Alternatively, section 69 of the BCEA provides that a labour inspector may issue a compliance order where the inspector has reasonable grounds to believe that an employer has not complied with any provision of the BCEA, including section 32(3). Should the employer fail to comply with a compliance order within the specified time period, the Director-General of Labour may apply for the compliance order to be made an order of court.
2. alleging an unfair labour practice
Employees may also choose to identify the underpayment or non-payment of their salary as an unfair labour practice relating to the provision of a benefit and refer a dispute to the CCMA in this regard.
3. a contractual claim
Finally, an employee may argue that the underpayment or non-payment of their salary constitutes a breach of contract on the part of the employer and approach the Labour Court or the civil courts for a remedy.

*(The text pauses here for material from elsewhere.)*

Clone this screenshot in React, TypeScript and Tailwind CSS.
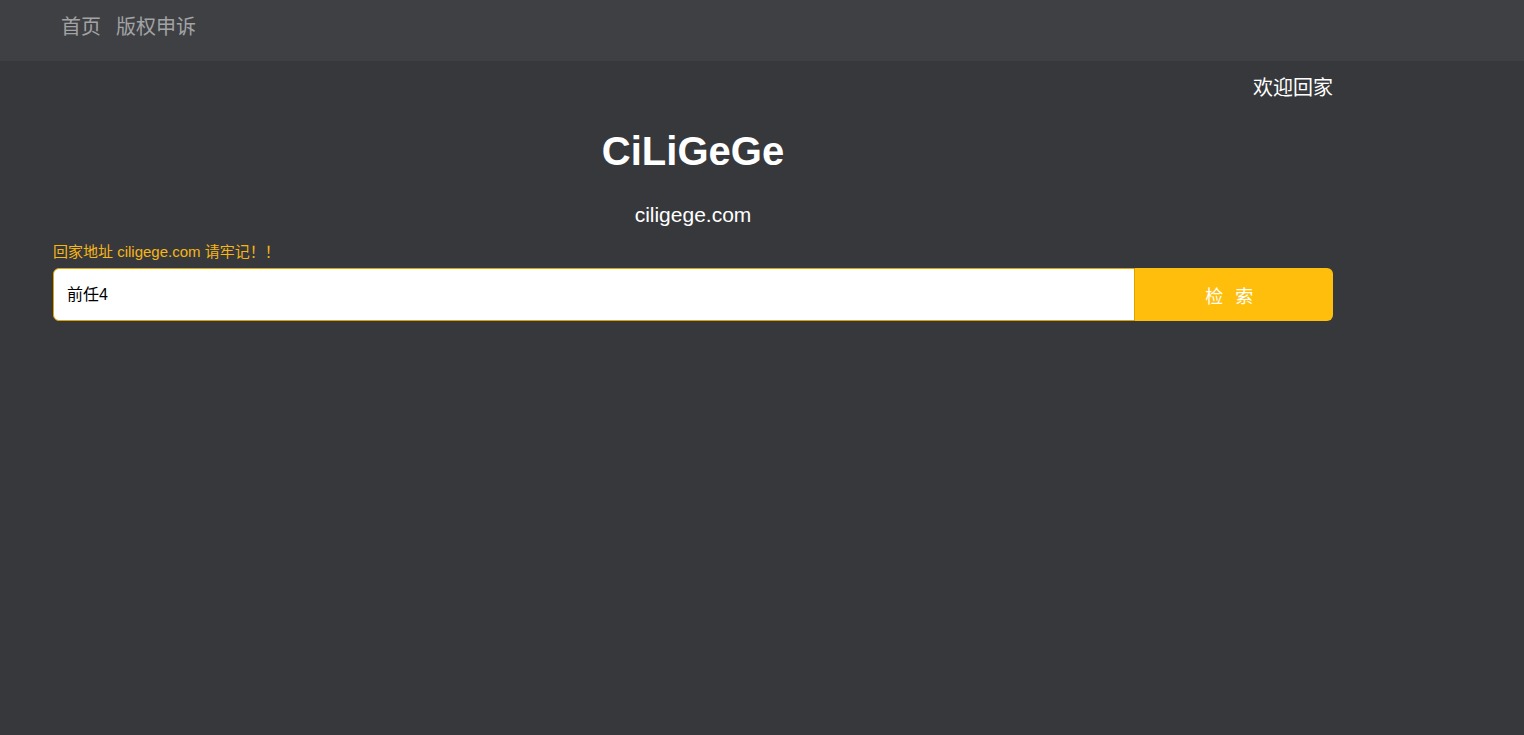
export default function App() {
  return (
    <div
      className="min-h-[735px] w-full bg-[#37383c]"
      style={{ fontFamily: '"Liberation Sans", "Noto Sans CJK SC", sans-serif' }}
    >
      <nav className="h-[61px] bg-[#3f4044] flex items-center pl-[61px] pb-[8px]">
        <a className="text-[20px] text-[#a2a3a5] leading-none">首页</a>
        <a className="ml-[15px] text-[20px] text-[#a2a3a5] leading-none">版权申诉</a>
      </nav>

      <main className="ml-[53px] w-[1280px]">
        <div className="flex justify-end pt-[15px]">
          <span className="text-[20px] leading-[24px] text-white">欢迎回家</span>
        </div>

        <h1 className="mt-[21px] text-center text-[40px] font-bold leading-[60px] text-white">
          CiLiGeGe
        </h1>

        <p className="mt-[22px] text-center text-[21px] leading-[24px] text-white">ciligege.com</p>

        <p className="mt-[15px] text-[15px] leading-[20px] text-[#f5b616]">
          回家地址 ciligege.com 请牢记！！
        </p>

        <form className="mt-[6px] flex h-[53px]" onSubmit={(e) => e.preventDefault()}>
          <input
            type="text"
            defaultValue="前任4"
            className="flex-1 rounded-l-[6px] border border-[#e0a400] bg-white px-[13px] text-[16px] text-black outline-none"
          />
          <button
            type="submit"
            className="w-[198px] rounded-r-[6px] bg-[#ffbe0b] pr-[6px] pt-[5px] text-[18px] tracking-[3.5px] text-white"
          >
            检 索
          </button>
        </form>
      </main>
    </div>
  );
}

The BCEA Bill amendments: claiming the underpayment and/or non-payment of salaries
The BCEA Bill introduces significant measures to enforce its provisions. These are made all the more important in that these same measures will be utilised to enforce the provisions of the National Minimum Wage Act, 2018. The failure of an employer to pay an employee the national minimum wage will constitute a breach of the BCEA. Below, we highlight significant amendments to the bill:
Section 68 will be amended to provide that, if an employer fails to comply with a written undertaking it has given, the Director-General may apply to the CCMA to make that written undertaking a CCMA award. It will no longer be necessary for the Director-General to take the time-consuming approach of applying to the Labour Court for the undertaking to be made an order of court.
Similarly, section 69 will be amended to provide that an employer must comply with a compliance order unless the employer has referred a dispute concerning the compliance order to the CCMA. If such a dispute is referred to the CCMA, it will arbitrate the dispute in terms of section 73 of the BCEA.
Section 73 will, in turn, be amended to provide that the Director-General may apply to the CCMA for a compliance order to be made a CCMA award if an employer fails to comply with a compliance order.
Linked to the above are proposed amendments to section 64, which deal with the powers of labour inspectors. This section will be amended to empower inspectors to refer disputes to the CCMA concerning a failure to comply with the BCEA, 1997, the National Minimum Wage Act, the Unemployment Insurance Act, 2001 and the Unemployment Insurance Contributions Act, 2002.
The above amendments constitute a significant extension of the jurisdiction of the CCMA, as it will be the primary body enforcing the provisions of the BCEA and the National Minimum Wage Act.
However, the proposed introduction of section 73A into the BCEA extends the jurisdiction of the CCMA even further. It provides that, despite section 77 of the BCEA, any person earning below the threshold amount prescribed in section 6(3) of the BCEA may refer a dispute to the CCMA concerning the failure to pay any amount owing to that person in terms of the BCEA, the National Minimum Wage Act, a contract of employment, a sectoral determination or a collective agreement. The effect of this provision is that employees earning below the section 6(3) threshold will be able to enforce the provisions of the National Minimum Wage Act and the provisions of the BCEA (at least in so far as it deals with the payment of a sum of money) without the assistance or intervention of the inspectors of the Department of Labour. It also means that these employees will be able to enforce contractual rights through CCMA arbitration rather than referring cases to the courts.
The BCEA Bill has not set out the specificities of how an employee will approach the CCMA and whether a procedure similar to that utilised for referrals in terms of the Labour Relations Act, 1995 will apply. This will presumably be dealt with in regulations.
The purpose of the amendments is to provide a cheaper and more expeditious method of enforcing the provisions of the BCEA, the National Minimum Wage Act and other statutes. The Department of Labour has stated that employees will benefit the most from the amendments as they seek to provide enforcement measures in the most effective manner possible.
However, where employees will benefit from these amendments, the CCMA will bear its costs. There can be little doubt that it will place further strain on the CCMA’s resources, especially if one takes into account that recent amendments to the Employment Equity Act, 1998 have extended the jurisdiction of the CCMA to arbitrate disputes that arise from the provisions of this Act.